J: Oh ya. But the debate was pretty great. I held my own. Although he did mind-fuck me at one point and I was forced to reword a statement.
H: What did he say?
J: I explained to him that knowing our origins won't affect how we live tomorrow or next week. I asked him if he would become a murderer tomorrow if he found out today that god truly doesn't exist and he said no.
J: Oh, the mind-fuck thing? Here it is:
J: I started with the basic truism that "snakes can't talk". He said "that isn't true. A snake may be able to talk, other snakes know what they're saying." I said, "Still... it can't talk."
He said, "Do you understand Arabic?"
I said, "No."
He said, "By your logic, because you don't understand what someone speaking Arabic is saying, therefore they're not talking."
J: So I recanted with― humans cannot communicate with snakes to the extent the bible exhibits.
H: Nice save
J: So I told him, "It's okay that I'm atheist because Jesus died on the cross for all sins and therefore I will still hypothetically go to heaven." Then Bizzle whipped out a bible verse that states, in sum, all sins will be forgiven except not having faith in the holy trinity.
H: Damn
J: I didn't reply then, but a thought occurred to me a few days later― if the bible is supposed to be taken completely literal, Deuteronomy 22:13-21 says, "A marriage shall be considered valid only if the wife is a virgin. If the wife is not a virgin, she shall be executed."
H: Checkmate
J: Also, wearing different fabrics is a sin, divorce is a sin, and so is premarital sex, which the majority take part in. 
J: I'm not understanding how I can lead this perfectly wholesome life where I don't hurt others, I don't participate in promiscuous sex, and am a giving person, yet I can't get into heaven for the mere fact that I am atheist, whereas a man who raped and murdered a child becomes "born again Christian" and has the chance to go to heaven.
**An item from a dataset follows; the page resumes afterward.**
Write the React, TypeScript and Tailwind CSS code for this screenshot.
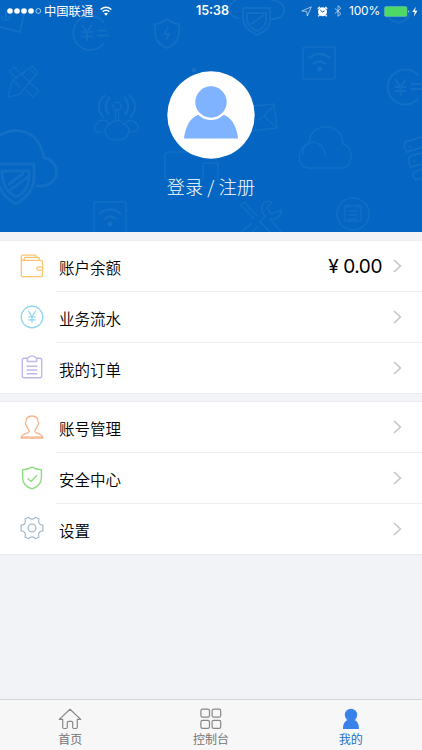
import type { ReactNode } from "react";

interface MenuItem {
    label: string;
    icon: ReactNode;
    value?: string;
}

function WalletIcon() {
    return (
        <svg className="h-6 w-6" viewBox="0 0 24 24" fill="none" stroke="#fdc470" strokeWidth="1.3" strokeLinejoin="round">
            <path d="M22.6 12V8.4a2 2 0 0 0-2-2H3.2A1.9 1.9 0 0 1 1.3 4.5V20.7a2 2 0 0 0 2 2H20.6a2 2 0 0 0 2-2V16.7" />
            <path d="M1.3 4.5V2.9a1.7 1.7 0 0 1 1.7-1.7H14.5a1.7 1.7 0 0 1 1.7 1.7V3.3" />
            <path d="M4.3 6.3V4.9a1.6 1.6 0 0 1 1.6-1.6H17.6a1.6 1.6 0 0 1 1.6 1.6V6.3" />
            <path d="M22.7 12.8H18.2a1.3 1.3 0 0 0-1.3 1.3v.7a1.3 1.3 0 0 0 1.3 1.3H22.7Z" />
        </svg>
    );
}

function YenIcon() {
    return (
        <svg className="h-6 w-6" viewBox="0 0 24 24" fill="none" stroke="#8ad4ec" strokeWidth="1.2">
            <circle cx="12" cy="12" r="10.8" />
            <path d="M8.2 5.8 12 11.7 15.8 5.8M12 11.7V17.8M8.2 12H15.8M8.2 14.8H15.8" />
        </svg>
    );
}

function ClipboardIcon() {
    return (
        <svg className="h-6 w-6" viewBox="0 0 24 24" fill="none" stroke="#bfb6ea" strokeWidth="1.4" strokeLinejoin="round">
            <path d="M7.3 3.2H4.2a1.9 1.9 0 0 0-1.9 1.9V20.8a1.9 1.9 0 0 0 1.9 1.9H19.8a1.9 1.9 0 0 0 1.9-1.9V5.1a1.9 1.9 0 0 0-1.9-1.9H16.7" />
            <path d="M7.3 6.5V3.3L9.2 2.2C10.2.4 13.8.4 14.8 2.2L16.7 3.3V6.5Z" />
            <path d="M6.7 11.3H17.3M6.7 15H17.3M6.7 18.7H17.3" />
        </svg>
    );
}

function UserIcon() {
    return (
        <svg className="h-6 w-6" viewBox="0 0 24 24" fill="none" stroke="#f8b389" strokeWidth="1.3" strokeLinejoin="round">
            <path d="M12 1C7.8 1 5.6 3.7 5.9 7.2C5.1 7.5 5.4 9.6 6.3 10.2C6.8 12.6 7.6 13.7 8.7 14.7C9.6 16.4 8.9 17.4 7 18.2C3.5 19.2 1.4 20 1.1 23H22.9C22.6 20 20.5 19.2 17 18.2C15.1 17.4 14.4 16.4 15.3 14.7C16.4 13.7 17.2 12.6 17.7 10.2C18.6 9.6 18.9 7.5 18.1 7.2C18.4 3.7 16.2 1 12 1Z" />
            <path d="M1.7 21.8H22.3" strokeWidth=".8" />
        </svg>
    );
}

function ShieldIcon() {
    return (
        <svg className="h-6 w-6" viewBox="0 0 24 24" fill="none" stroke="#90dc82" strokeWidth="1.4" strokeLinejoin="round">
            <path d="M12 1.1C9 3 6.2 3.7 2.6 3.8V12C2.6 17.3 6.5 21 12 22.9C17.5 21 21.4 17.3 21.4 12V3.8C17.8 3.7 15 3 12 1.1Z" />
            <path d="M7.5 12.3 11 15.6 17 9.3" />
        </svg>
    );
}

function GearIcon() {
    return (
        <svg className="h-6 w-6" viewBox="0 0 24 24" fill="none" stroke="#a9bccb" strokeWidth="1.3" strokeLinejoin="round">
            <path d="M8.4 1.2C9.5 2.7 10.5 3.2 12 3.2S14.500 2.700 15.600 1.200L18.900 3C18.300 4.900 18.300 6 19 7.300S20.700 8.900 22.900 9.100V14.900C20.700 15.100 19.700 15.500 19 16.700S18.300 19.100 18.900 21L15.600 22.800C14.500 21.300 13.500 20.800 12 20.800S9.500 21.300 8.400 22.800L5.100 21C5.700 19.100 5.700 18 5 16.700S3.300 15.100 1.100 14.900V9.100C3.300 8.900 4.300 8.500 5 7.300S5.700 4.900 5.100 3Z" />
            <circle cx="12" cy="12" r="3.9" />
        </svg>
    );
}

const accountItems: MenuItem[] = [
    { label: "账户余额", icon: <WalletIcon />, value: "¥ 0.00" },
    { label: "业务流水", icon: <YenIcon /> },
    { label: "我的订单", icon: <ClipboardIcon /> },
];

const settingItems: MenuItem[] = [
    { label: "账号管理", icon: <UserIcon /> },
    { label: "安全中心", icon: <ShieldIcon /> },
    { label: "设置", icon: <GearIcon /> },
];

// faint line icons scattered behind the profile header
function HeaderPattern() {
    return (
        <svg
            className="absolute inset-0 h-full w-full"
            viewBox="0 0 422 232"
            fill="none"
            stroke="#fff"
            strokeOpacity=".06"
            strokeWidth="1.5"
            strokeLinejoin="round"
        >
            <path d="M0 27 20 32 25 10M2 16a3.5 3.5 0 1 0 8 0M6 18V12" strokeWidth="2" />
            <path d="M104 23A17 17 0 1 0 104 43M82 25 87 32 92 25M87 32V41M81 32H93M81 36.5H93M97 30.5H107M97 35.5H109" strokeWidth="2" />
            <path d="M418 75A17.5 17.5 0 1 0 418 99M395 79 400.5 87 406 79M400.5 87V96M394.5 87H406.5M394.5 91H406.5M411 84H422M411 89H422" strokeWidth="2" />
            <path d="M386 10C388 26 408 27 411 10M400 5V16" strokeWidth="2" />
            <path d="M167 19C163 22 159 24 155 24C154 36 156 44 167 48C178 44 180 36 179 24C175 24 171 22 167 19Z" strokeWidth="2" />
            <path d="M168.5 27 164 34H169L166 40" strokeWidth="1.8" />
            <path d="M9 91 13 80 32 66 38 72 20 94 9 97ZM13 80 20 87M30 69 36 75M9 71 14 67 39 91 33 97 26 91M9 71 17 79M22 75 25 72M29 82 32 79" strokeWidth="1.3" />
            <path d="M105 95Q93 106 104 118M110 97Q102 106 109 115M124 97Q132 106 125 115M129 95Q141 106 130 118" strokeWidth="2" />
            <circle cx="117" cy="106" r="4" />
            <path d="M115.5 110V121M118.5 110V121M107 136C102 129 108 124 111 124C113 119 121 119 123 124C127 124 132 130 126 137C124 141 109 141 107 136ZM110 124C106 119 98 119 97 124C92 126 94 134 103 132M124 124C128 119 135 120 136 124C141 126 138 133 129 132" />
            <path d="M0 135C18 125 40 132 44 158C60 160 62 184 42 186H36M0 164H34V178C34 190 26 198 16 204C7 199 1 193 0 186M2 171H29C30 186 25 193 16 197C6 192 2 184 2 171ZM8 185 24 173M10 190 28 177" strokeWidth="3" />
            <path d="M239 18C228 18 226 5 236 0M272 0C288 1 288 18 274 19H270M243 8H270V20C270 27 264 32 257 35C249 31 244 27 243 20ZM247 13H266V20C266 26 262 29 257 31C251 28 247 25 247 20ZM251 24 264 15" strokeWidth="2" />
            <rect x="303" y="47" width="32" height="32" rx="2" />
            <path d="M309 58Q319 50 330 58M313 64Q319 59 326 64" strokeWidth="2.4" />
            <circle cx="319.5" cy="69" r="2.5" fill="#fff" fillOpacity=".07" stroke="none" />
            <path d="M94 232V204a2 2 0 0 1 2-2H124a2 2 0 0 1 2 2V232" />
            <path d="M99 214Q110 205 121 214M104 219Q110 214 116 219" strokeWidth="2.4" />
            <circle cx="110" cy="224" r="2.5" fill="#fff" fillOpacity=".07" stroke="none" />
            <path d="M251 106 274 104 277 128 252 131M258 121 274 106M264 116 276 127" />
            <circle cx="194" cy="70" r="2.5" fill="#fff" fillOpacity=".07" stroke="none" />
            <path d="M309 168C296 168 296 146 309 144C309 121 342 121 343 144C354 146 354 168 342 168ZM303 155C301 138 325 138 325 156" />
            <path d="M422 137 405 142Q403 148 407 152L422 147M410 156 422 153M410 156Q407 162 411 167L422 164M414 172 422 169M414 172Q411 176 416 180L422 178M409 147H411M413 161H415" strokeWidth="2" />
            <path d="M181 180H168a3 3 0 0 1-3-3V155a3 3 0 0 1 3-3H213a3 3 0 0 1 3 3V161M203 180V163H218V181" />
            <circle cx="353" cy="214" r="16" />
            <path d="M345 206H361V221H345ZM348 211H358M348 215H358M348 219H358M348 204V208M358 204V208" />
            <path d="M240 205 245 202 249 208 258 216M240 205 245 209 254 219M272 202C262 198 259 209 265 216L260 222 270 232M272 202 267 208 271 214 282 210C280 218 276 220 270 219L281 232M252 223 241 232M259 226 252 232" />
        </svg>
    );
}

function StatusBar() {
    return (
        <div className="relative grid h-[22px] grid-cols-[1fr_auto_1fr] items-center pr-1 pl-[7px] text-white">
            <div className="flex items-center">
                <svg className="h-2 w-[35px]" viewBox="0 0 35 8">
                    <circle cx="3" cy="4" r="2.8" fill="white" />
                    <circle cx="10" cy="4" r="2.8" fill="white" />
                    <circle cx="17" cy="4" r="2.8" fill="white" />
                    <circle cx="24" cy="4" r="2.8" fill="white" />
                    <circle cx="31.3" cy="4" r="2.4" fill="none" stroke="white" strokeWidth=".6" />
                </svg>
                <span className="ml-[2px] text-[12.3px] leading-none">中国联通</span>
                <svg className="ml-[7px] h-[10px] w-3" viewBox="0 0 12 10" fill="none" stroke="white" strokeWidth="1.5">
                    <path d="M.6 3.5Q6-1 11.4 3.5M2.6 5.7Q6 2.9 9.4 5.7" />
                    <path d="M4 7.5Q6 5.9 8 7.5L6 9.7Z" fill="white" stroke="none" />
                </svg>
            </div>
            <span className="font-[Inter] text-[12.5px] leading-none font-semibold">15:38</span>
            <div className="flex items-center justify-end">
                <svg className="h-[11px] w-[11px]" viewBox="0 0 11 11" fill="none" stroke="white" strokeOpacity=".65" strokeWidth=".9">
                    <path d="M10.3.8 6.3 10.1 5.7 5.4.8 5Z" />
                </svg>
                <svg className="ml-[5px] h-[11px] w-[11px]" viewBox="0 0 11 11">
                    <circle cx="5.5" cy="5.7" r="4.5" fill="white" />
                    <path d="M.8 2.8 2.8.9M10.2 2.8 8.2.9M2.4 9 1.3 10.4M8.6 9 9.7 10.4" stroke="white" strokeWidth="1.3" />
                    <path d="M3.3 4 5.5 6 7.5 4.8" fill="none" stroke="#0465c1" strokeWidth="1" />
                </svg>
                <svg className="ml-[6px] h-3 w-2" viewBox="0 0 8 12" fill="none" stroke="white" strokeOpacity=".65" strokeWidth=".9">
                    <path d="M.7 3.3 7 8.7 4 11.3V.7L7 3.3.7 8.7" />
                </svg>
                <span className="ml-[7px] font-[Inter] text-[12px] leading-none tracking-[-0.2px]">100%</span>
                <svg className="ml-[4px] h-[11px] w-[34px]" viewBox="0 0 34 11">
                    <rect x=".5" y=".5" width="22.5" height="10" rx="1.5" fill="#4cd964" stroke="#78bdb2" strokeWidth=".5" />
                    <path d="M24 4Q25.5 5.5 24 7Z" fill="white" />
                    <path d="M31.8.8 28.3 6H30.7L29.8 10.5 33.5 4.8H31Z" fill="white" />
                </svg>
            </div>
        </div>
    );
}

function Avatar() {
    return (
        <svg className="h-[88px] w-[88px]" viewBox="0 0 88 88">
            <circle cx="44" cy="44" r="43.7" fill="white" />
            <path d="M17 67.5C18 57 23 45 34 43H54C65 45 70 57 71 67.5Z" fill="#7fb2ff" />
            <circle cx="44" cy="31" r="18" fill="white" />
            <circle cx="44" cy="31" r="15.7" fill="#7fb2ff" />
        </svg>
    );
}

function MenuGroup({ items }: { items: MenuItem[] }) {
    return (
        <div className="bg-white shadow-[0_0_0_1px_#ebecef]">
            {items.map((item, i) => (
                <div key={item.label} className="flex h-[51px] pl-5 last:h-[50px]">
                    <div className="flex w-9 items-center pb-[2px]">{item.icon}</div>
                    <div
                        className={`flex flex-1 items-center pr-5 pl-[3px] ${
                            i < items.length - 1 ? "border-b border-[#eeeeef]" : ""
                        }`}
                    >
                        <span className="flex-1 pt-1 text-[15.5px] leading-none font-[350] text-black">{item.label}</span>
                        {item.value && (
                            <span className="mr-[11px] pt-[1px] font-[Inter] text-[19px] leading-none tracking-[-0.4px] text-black">
                                {item.value}
                            </span>
                        )}
                        <svg className="mb-[1px] h-[14px] w-[9px]" viewBox="0 0 9 14" fill="none" stroke="#c5c5ca" strokeWidth="1.6">
                            <path d="M1 1 7.4 7 1 13" />
                        </svg>
                    </div>
                </div>
            ))}
        </div>
    );
}

function TabBar() {
    return (
        <nav className="grid h-[51px] grid-cols-3 border-t border-[#d3d6da] bg-[#f7f7f7] text-[12px] leading-none text-[#757575]">
            <div className="flex flex-col items-center pt-2">
                <svg className="h-[22px] w-6" viewBox="0 0 24 22" fill="none" stroke="#888" strokeWidth="1.2" strokeLinejoin="round">
                    <path d="M12 1.3 1.3 11.4H4.7V19.3Q4.7 20.5 5.9 20.5H8.2Q9.3 20.5 9.3 19.3V14.5Q9.3 13.3 10.5 13.3H13.5Q14.7 13.3 14.7 14.5V19.3Q14.7 20.5 15.8 20.5H18.1Q19.3 20.5 19.3 19.3V11.4H22.7Z" />
                </svg>
                <span className="mt-[3px]">首页</span>
            </div>
            <div className="flex flex-col items-center pt-2">
                <svg className="h-[22px] w-6" viewBox="0 0 24 22" fill="none" stroke="#888" strokeWidth="1.2">
                    <rect x="1.9" y="1.2" width="8.6" height="8" rx="1.7" />
                    <rect x="13.1" y="1.2" width="8.6" height="8" rx="1.7" />
                    <rect x="1.9" y="12.4" width="8.6" height="8" rx="1.7" />
                    <rect x="13.1" y="12.4" width="8.6" height="8" rx="1.7" />
                </svg>
                <span className="mt-[3px]">控制台</span>
            </div>
            <div className="flex flex-col items-center pt-2 pr-[2px] text-[#176fcd]">
                <svg className="h-[22px] w-6" viewBox="0 0 24 22" fill="#3982ea">
                    <circle cx="12" cy="7" r="6.2" />
                    <path d="M9 10H15V12C18 12.7 20 15.5 20 21H4C4 15.5 6 12.7 9 12Z" />
                </svg>
                <span className="mt-[3px]">我的</span>
            </div>
        </nav>
    );
}

export default function App() {
    return (
        <div className="flex h-[750px] w-[422px] flex-col overflow-hidden bg-[#f2f3f6] font-['Noto_Sans_CJK_SC',sans-serif]">
            <header className="relative h-[232px] overflow-hidden bg-[#0466c2]">
                <HeaderPattern />
                <StatusBar />
                <div className="relative flex flex-col items-center pt-[49px]">
                    <Avatar />
                    <span className="mt-[18px] text-[18px] leading-none font-light tracking-[0.2px] text-white">登录 / 注册</span>
                </div>
            </header>
            <main className="flex flex-1 flex-col gap-[9px] pt-[9px]">
                <MenuGroup items={accountItems} />
                <MenuGroup items={settingItems} />
            </main>
            <TabBar />
        </div>
    );
}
If that's the case, this is not the type of god I want to associate with.
H: Yussssssss
J: I asked my brother why he did believe and he said when he was 8 or 9 he heard my Mexican grandma reciting her Hail Marys and that when he saw how devoted and passionate she was about Jesus, he said there was no way it couldn't be real. 
J: I said― similarly, a Nazi soldier would recite his creed and genuinely believed that what he was standing up for was the truth and that it was right.
He said, "Ya, but the Nazi creed was made and written by man."
H: Please tell me you said "so is the bible"
J: I didn't because he clearly wasn't making that mental connection on his own
J: At one point he said I feel sorry for you
J: And I said― no, no... it is I who feels sorry for you
J: He thought I was mocking him
H: So it ended in a stalemate?
J: I said― no, I'm not. In the time you commit to reading the bible or going to church, you could be devoting that time to biology or chemistry or physics or astronomy. You could be discovering a cure for cancer, figuring out more efficient and ground-breaking ways to put man further into space, or figuring out a legitimate way to filter industrial pollution into clean air. Albert Einstein was an atheist and look at everything he discovered!!!
J: No, it ended with him calling me a bigot and saying that he loves me all the same.
H: That would piss me off even more
J: Hahaha. It didn't because I know that I'm more knowledgeable about what I'm talking about than he is. Shit, I could have a whole argument for my opposition. I know my stuff.
H: You do indeed 
I hope you have a friend that supports you and comforts you like I do.